Supplied material -
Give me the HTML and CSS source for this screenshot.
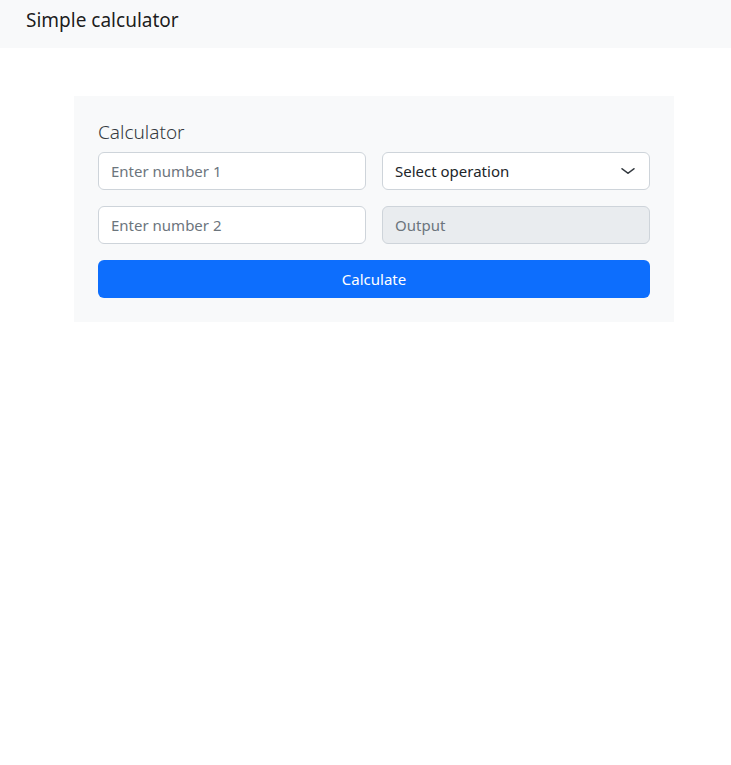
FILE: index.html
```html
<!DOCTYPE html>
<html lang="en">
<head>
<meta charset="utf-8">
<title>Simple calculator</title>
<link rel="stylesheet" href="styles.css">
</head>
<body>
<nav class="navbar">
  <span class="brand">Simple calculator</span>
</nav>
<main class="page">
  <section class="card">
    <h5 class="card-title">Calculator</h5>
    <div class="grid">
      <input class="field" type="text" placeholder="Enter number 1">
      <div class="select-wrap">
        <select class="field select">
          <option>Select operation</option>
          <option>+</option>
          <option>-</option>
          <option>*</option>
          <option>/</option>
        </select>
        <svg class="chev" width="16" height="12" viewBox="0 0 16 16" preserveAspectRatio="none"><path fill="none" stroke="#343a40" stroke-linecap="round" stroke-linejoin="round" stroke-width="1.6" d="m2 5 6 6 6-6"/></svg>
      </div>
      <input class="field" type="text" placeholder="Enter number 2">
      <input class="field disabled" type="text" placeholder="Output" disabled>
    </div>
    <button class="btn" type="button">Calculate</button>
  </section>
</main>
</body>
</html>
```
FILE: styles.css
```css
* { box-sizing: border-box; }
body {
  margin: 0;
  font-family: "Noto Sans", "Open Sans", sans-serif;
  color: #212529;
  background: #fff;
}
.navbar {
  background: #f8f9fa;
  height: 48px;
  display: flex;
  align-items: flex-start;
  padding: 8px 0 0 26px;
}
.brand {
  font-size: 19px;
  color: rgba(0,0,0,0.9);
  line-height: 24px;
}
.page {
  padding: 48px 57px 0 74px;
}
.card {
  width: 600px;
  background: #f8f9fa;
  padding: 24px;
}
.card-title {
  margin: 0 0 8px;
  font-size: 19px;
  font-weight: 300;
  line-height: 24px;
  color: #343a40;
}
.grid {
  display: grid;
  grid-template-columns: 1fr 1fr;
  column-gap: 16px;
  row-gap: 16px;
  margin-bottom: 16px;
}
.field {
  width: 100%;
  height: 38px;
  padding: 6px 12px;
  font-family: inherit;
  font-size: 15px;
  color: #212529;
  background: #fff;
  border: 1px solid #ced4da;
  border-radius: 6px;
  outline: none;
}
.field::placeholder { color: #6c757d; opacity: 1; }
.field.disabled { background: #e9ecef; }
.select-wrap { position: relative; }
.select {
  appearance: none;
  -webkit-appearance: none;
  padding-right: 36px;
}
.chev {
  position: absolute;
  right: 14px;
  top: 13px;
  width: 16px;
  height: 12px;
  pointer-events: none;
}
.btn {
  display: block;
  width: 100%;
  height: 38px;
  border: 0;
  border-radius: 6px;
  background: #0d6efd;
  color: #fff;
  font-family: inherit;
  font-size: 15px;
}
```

Work instructions -
All of the lines above should be retyped precisely, apart from the pictures.

Reply to the task -
Give me the HTML and CSS source for this screenshot.
FILE: index.html
```html
<!DOCTYPE html>
<html lang="en">
<head>
<meta charset="utf-8">
<title>Simple calculator</title>
<link rel="stylesheet" href="styles.css">
</head>
<body>
<nav class="navbar">
  <span class="brand">Simple calculator</span>
</nav>
<main class="page">
  <section class="card">
    <h5 class="card-title">Calculator</h5>
    <div class="grid">
      <input class="field" type="text" placeholder="Enter number 1">
      <div class="select-wrap">
        <select class="field select">
          <option>Select operation</option>
          <option>+</option>
          <option>-</option>
          <option>*</option>
          <option>/</option>
        </select>
        <svg class="chev" width="16" height="12" viewBox="0 0 16 16" preserveAspectRatio="none"><path fill="none" stroke="#343a40" stroke-linecap="round" stroke-linejoin="round" stroke-width="1.6" d="m2 5 6 6 6-6"/></svg>
      </div>
      <input class="field" type="text" placeholder="Enter number 2">
      <input class="field disabled" type="text" placeholder="Output" disabled>
    </div>
    <button class="btn" type="button">Calculate</button>
  </section>
</main>
</body>
</html>
```
FILE: styles.css
```css
* { box-sizing: border-box; }
body {
  margin: 0;
  font-family: "Noto Sans", "Open Sans", sans-serif;
  color: #212529;
  background: #fff;
}
.navbar {
  background: #f8f9fa;
  height: 48px;
  display: flex;
  align-items: flex-start;
  padding: 8px 0 0 26px;
}
.brand {
  font-size: 19px;
  color: rgba(0,0,0,0.9);
  line-height: 24px;
}
.page {
  padding: 48px 57px 0 74px;
}
.card {
  width: 600px;
  background: #f8f9fa;
  padding: 24px;
}
.card-title {
  margin: 0 0 8px;
  font-size: 19px;
  font-weight: 300;
  line-height: 24px;
  color: #343a40;
}
.grid {
  display: grid;
  grid-template-columns: 1fr 1fr;
  column-gap: 16px;
  row-gap: 16px;
  margin-bottom: 16px;
}
.field {
  width: 100%;
  height: 38px;
  padding: 6px 12px;
  font-family: inherit;
  font-size: 15px;
  color: #212529;
  background: #fff;
  border: 1px solid #ced4da;
  border-radius: 6px;
  outline: none;
}
.field::placeholder { color: #6c757d; opacity: 1; }
.field.disabled { background: #e9ecef; }
.select-wrap { position: relative; }
.select {
  appearance: none;
  -webkit-appearance: none;
  padding-right: 36px;
}
.chev {
  position: absolute;
  right: 14px;
  top: 13px;
  width: 16px;
  height: 12px;
  pointer-events: none;
}
.btn {
  display: block;
  width: 100%;
  height: 38px;
  border: 0;
  border-radius: 6px;
  background: #0d6efd;
  color: #fff;
  font-family: inherit;
  font-size: 15px;
}
```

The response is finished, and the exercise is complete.